#### DATA PROVIDED:
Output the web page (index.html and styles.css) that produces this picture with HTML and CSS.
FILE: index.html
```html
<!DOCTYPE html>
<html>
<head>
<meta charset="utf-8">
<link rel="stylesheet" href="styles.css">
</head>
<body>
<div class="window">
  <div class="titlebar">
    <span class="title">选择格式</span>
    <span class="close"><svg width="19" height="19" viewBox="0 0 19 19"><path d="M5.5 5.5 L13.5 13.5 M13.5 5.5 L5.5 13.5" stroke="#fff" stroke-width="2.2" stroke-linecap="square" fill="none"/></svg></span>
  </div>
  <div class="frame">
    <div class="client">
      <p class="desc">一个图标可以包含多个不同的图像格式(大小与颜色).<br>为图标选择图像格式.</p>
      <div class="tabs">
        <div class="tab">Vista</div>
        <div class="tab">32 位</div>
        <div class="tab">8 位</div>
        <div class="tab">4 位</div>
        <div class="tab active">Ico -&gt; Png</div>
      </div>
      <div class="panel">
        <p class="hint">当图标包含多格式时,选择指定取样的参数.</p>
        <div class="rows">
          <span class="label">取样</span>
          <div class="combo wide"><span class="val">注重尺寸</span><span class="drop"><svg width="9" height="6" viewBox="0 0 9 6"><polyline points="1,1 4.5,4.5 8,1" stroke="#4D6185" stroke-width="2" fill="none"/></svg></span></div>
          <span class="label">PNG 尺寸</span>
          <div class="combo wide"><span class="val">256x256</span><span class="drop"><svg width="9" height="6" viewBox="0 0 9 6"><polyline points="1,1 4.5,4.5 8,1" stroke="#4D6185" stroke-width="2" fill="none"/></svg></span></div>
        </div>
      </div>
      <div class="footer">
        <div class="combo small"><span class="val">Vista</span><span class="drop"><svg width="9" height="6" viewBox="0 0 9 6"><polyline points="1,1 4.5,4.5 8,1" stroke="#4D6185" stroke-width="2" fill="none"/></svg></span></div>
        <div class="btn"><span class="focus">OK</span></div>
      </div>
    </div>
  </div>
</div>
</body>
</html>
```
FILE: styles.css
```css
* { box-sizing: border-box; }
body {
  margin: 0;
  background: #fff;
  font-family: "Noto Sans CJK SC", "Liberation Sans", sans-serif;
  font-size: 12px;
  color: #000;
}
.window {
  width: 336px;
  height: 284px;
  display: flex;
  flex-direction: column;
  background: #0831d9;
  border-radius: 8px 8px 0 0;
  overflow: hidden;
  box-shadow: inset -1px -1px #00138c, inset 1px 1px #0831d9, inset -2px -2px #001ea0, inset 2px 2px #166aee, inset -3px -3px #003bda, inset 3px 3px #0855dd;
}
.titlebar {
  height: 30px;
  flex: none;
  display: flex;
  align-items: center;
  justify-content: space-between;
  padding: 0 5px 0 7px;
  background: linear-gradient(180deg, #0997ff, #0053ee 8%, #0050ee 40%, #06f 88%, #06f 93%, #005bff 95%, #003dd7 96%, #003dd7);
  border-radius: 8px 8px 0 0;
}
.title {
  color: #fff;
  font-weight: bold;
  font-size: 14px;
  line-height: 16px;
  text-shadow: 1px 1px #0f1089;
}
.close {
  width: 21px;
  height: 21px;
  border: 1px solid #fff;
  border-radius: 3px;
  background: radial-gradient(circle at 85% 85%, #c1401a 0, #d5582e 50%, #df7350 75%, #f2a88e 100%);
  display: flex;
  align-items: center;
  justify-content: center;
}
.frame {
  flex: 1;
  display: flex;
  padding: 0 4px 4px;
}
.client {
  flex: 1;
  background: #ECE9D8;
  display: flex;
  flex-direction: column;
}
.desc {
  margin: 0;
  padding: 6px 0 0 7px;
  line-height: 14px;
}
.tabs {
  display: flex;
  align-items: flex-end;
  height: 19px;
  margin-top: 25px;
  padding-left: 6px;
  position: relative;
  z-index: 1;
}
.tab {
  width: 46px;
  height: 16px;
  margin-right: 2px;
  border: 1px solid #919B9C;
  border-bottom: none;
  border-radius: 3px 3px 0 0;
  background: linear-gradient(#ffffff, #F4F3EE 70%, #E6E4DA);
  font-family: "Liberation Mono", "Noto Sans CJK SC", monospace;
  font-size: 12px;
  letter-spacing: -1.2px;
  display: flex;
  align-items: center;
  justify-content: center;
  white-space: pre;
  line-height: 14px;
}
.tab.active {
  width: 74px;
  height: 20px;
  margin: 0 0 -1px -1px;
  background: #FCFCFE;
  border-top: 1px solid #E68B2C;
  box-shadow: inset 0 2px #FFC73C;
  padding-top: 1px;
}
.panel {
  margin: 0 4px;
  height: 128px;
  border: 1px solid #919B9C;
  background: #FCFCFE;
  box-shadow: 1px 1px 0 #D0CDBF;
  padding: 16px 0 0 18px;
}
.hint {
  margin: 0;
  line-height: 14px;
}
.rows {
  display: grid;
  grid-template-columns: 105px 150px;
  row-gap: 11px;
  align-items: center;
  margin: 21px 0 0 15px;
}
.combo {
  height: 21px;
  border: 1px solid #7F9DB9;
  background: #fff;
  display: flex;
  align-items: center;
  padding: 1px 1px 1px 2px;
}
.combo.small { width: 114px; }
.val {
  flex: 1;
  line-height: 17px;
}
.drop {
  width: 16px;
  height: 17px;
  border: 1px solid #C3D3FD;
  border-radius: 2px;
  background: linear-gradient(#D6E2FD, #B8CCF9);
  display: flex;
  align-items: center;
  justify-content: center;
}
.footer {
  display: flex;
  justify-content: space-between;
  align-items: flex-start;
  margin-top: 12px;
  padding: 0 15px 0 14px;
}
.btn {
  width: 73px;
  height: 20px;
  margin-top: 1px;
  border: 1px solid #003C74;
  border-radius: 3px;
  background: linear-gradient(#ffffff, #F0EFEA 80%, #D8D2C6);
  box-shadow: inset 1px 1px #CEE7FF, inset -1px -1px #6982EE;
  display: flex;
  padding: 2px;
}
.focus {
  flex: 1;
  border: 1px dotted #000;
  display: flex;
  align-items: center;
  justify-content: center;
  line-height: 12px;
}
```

#### WORK REQUIRED:
Your task is to reproduce the whole listing exactly.

#### SOLUTION TO THIS EXERCISE:
Output the web page (index.html and styles.css) that produces this picture with HTML and CSS.
FILE: index.html
```html
<!DOCTYPE html>
<html>
<head>
<meta charset="utf-8">
<link rel="stylesheet" href="styles.css">
</head>
<body>
<div class="window">
  <div class="titlebar">
    <span class="title">选择格式</span>
    <span class="close"><svg width="19" height="19" viewBox="0 0 19 19"><path d="M5.5 5.5 L13.5 13.5 M13.5 5.5 L5.5 13.5" stroke="#fff" stroke-width="2.2" stroke-linecap="square" fill="none"/></svg></span>
  </div>
  <div class="frame">
    <div class="client">
      <p class="desc">一个图标可以包含多个不同的图像格式(大小与颜色).<br>为图标选择图像格式.</p>
      <div class="tabs">
        <div class="tab">Vista</div>
        <div class="tab">32 位</div>
        <div class="tab">8 位</div>
        <div class="tab">4 位</div>
        <div class="tab active">Ico -&gt; Png</div>
      </div>
      <div class="panel">
        <p class="hint">当图标包含多格式时,选择指定取样的参数.</p>
        <div class="rows">
          <span class="label">取样</span>
          <div class="combo wide"><span class="val">注重尺寸</span><span class="drop"><svg width="9" height="6" viewBox="0 0 9 6"><polyline points="1,1 4.5,4.5 8,1" stroke="#4D6185" stroke-width="2" fill="none"/></svg></span></div>
          <span class="label">PNG 尺寸</span>
          <div class="combo wide"><span class="val">256x256</span><span class="drop"><svg width="9" height="6" viewBox="0 0 9 6"><polyline points="1,1 4.5,4.5 8,1" stroke="#4D6185" stroke-width="2" fill="none"/></svg></span></div>
        </div>
      </div>
      <div class="footer">
        <div class="combo small"><span class="val">Vista</span><span class="drop"><svg width="9" height="6" viewBox="0 0 9 6"><polyline points="1,1 4.5,4.5 8,1" stroke="#4D6185" stroke-width="2" fill="none"/></svg></span></div>
        <div class="btn"><span class="focus">OK</span></div>
      </div>
    </div>
  </div>
</div>
</body>
</html>
```
FILE: styles.css
```css
* { box-sizing: border-box; }
body {
  margin: 0;
  background: #fff;
  font-family: "Noto Sans CJK SC", "Liberation Sans", sans-serif;
  font-size: 12px;
  color: #000;
}
.window {
  width: 336px;
  height: 284px;
  display: flex;
  flex-direction: column;
  background: #0831d9;
  border-radius: 8px 8px 0 0;
  overflow: hidden;
  box-shadow: inset -1px -1px #00138c, inset 1px 1px #0831d9, inset -2px -2px #001ea0, inset 2px 2px #166aee, inset -3px -3px #003bda, inset 3px 3px #0855dd;
}
.titlebar {
  height: 30px;
  flex: none;
  display: flex;
  align-items: center;
  justify-content: space-between;
  padding: 0 5px 0 7px;
  background: linear-gradient(180deg, #0997ff, #0053ee 8%, #0050ee 40%, #06f 88%, #06f 93%, #005bff 95%, #003dd7 96%, #003dd7);
  border-radius: 8px 8px 0 0;
}
.title {
  color: #fff;
  font-weight: bold;
  font-size: 14px;
  line-height: 16px;
  text-shadow: 1px 1px #0f1089;
}
.close {
  width: 21px;
  height: 21px;
  border: 1px solid #fff;
  border-radius: 3px;
  background: radial-gradient(circle at 85% 85%, #c1401a 0, #d5582e 50%, #df7350 75%, #f2a88e 100%);
  display: flex;
  align-items: center;
  justify-content: center;
}
.frame {
  flex: 1;
  display: flex;
  padding: 0 4px 4px;
}
.client {
  flex: 1;
  background: #ECE9D8;
  display: flex;
  flex-direction: column;
}
.desc {
  margin: 0;
  padding: 6px 0 0 7px;
  line-height: 14px;
}
.tabs {
  display: flex;
  align-items: flex-end;
  height: 19px;
  margin-top: 25px;
  padding-left: 6px;
  position: relative;
  z-index: 1;
}
.tab {
  width: 46px;
  height: 16px;
  margin-right: 2px;
  border: 1px solid #919B9C;
  border-bottom: none;
  border-radius: 3px 3px 0 0;
  background: linear-gradient(#ffffff, #F4F3EE 70%, #E6E4DA);
  font-family: "Liberation Mono", "Noto Sans CJK SC", monospace;
  font-size: 12px;
  letter-spacing: -1.2px;
  display: flex;
  align-items: center;
  justify-content: center;
  white-space: pre;
  line-height: 14px;
}
.tab.active {
  width: 74px;
  height: 20px;
  margin: 0 0 -1px -1px;
  background: #FCFCFE;
  border-top: 1px solid #E68B2C;
  box-shadow: inset 0 2px #FFC73C;
  padding-top: 1px;
}
.panel {
  margin: 0 4px;
  height: 128px;
  border: 1px solid #919B9C;
  background: #FCFCFE;
  box-shadow: 1px 1px 0 #D0CDBF;
  padding: 16px 0 0 18px;
}
.hint {
  margin: 0;
  line-height: 14px;
}
.rows {
  display: grid;
  grid-template-columns: 105px 150px;
  row-gap: 11px;
  align-items: center;
  margin: 21px 0 0 15px;
}
.combo {
  height: 21px;
  border: 1px solid #7F9DB9;
  background: #fff;
  display: flex;
  align-items: center;
  padding: 1px 1px 1px 2px;
}
.combo.small { width: 114px; }
.val {
  flex: 1;
  line-height: 17px;
}
.drop {
  width: 16px;
  height: 17px;
  border: 1px solid #C3D3FD;
  border-radius: 2px;
  background: linear-gradient(#D6E2FD, #B8CCF9);
  display: flex;
  align-items: center;
  justify-content: center;
}
.footer {
  display: flex;
  justify-content: space-between;
  align-items: flex-start;
  margin-top: 12px;
  padding: 0 15px 0 14px;
}
.btn {
  width: 73px;
  height: 20px;
  margin-top: 1px;
  border: 1px solid #003C74;
  border-radius: 3px;
  background: linear-gradient(#ffffff, #F0EFEA 80%, #D8D2C6);
  box-shadow: inset 1px 1px #CEE7FF, inset -1px -1px #6982EE;
  display: flex;
  padding: 2px;
}
.focus {
  flex: 1;
  border: 1px dotted #000;
  display: flex;
  align-items: center;
  justify-content: center;
  line-height: 12px;
}
```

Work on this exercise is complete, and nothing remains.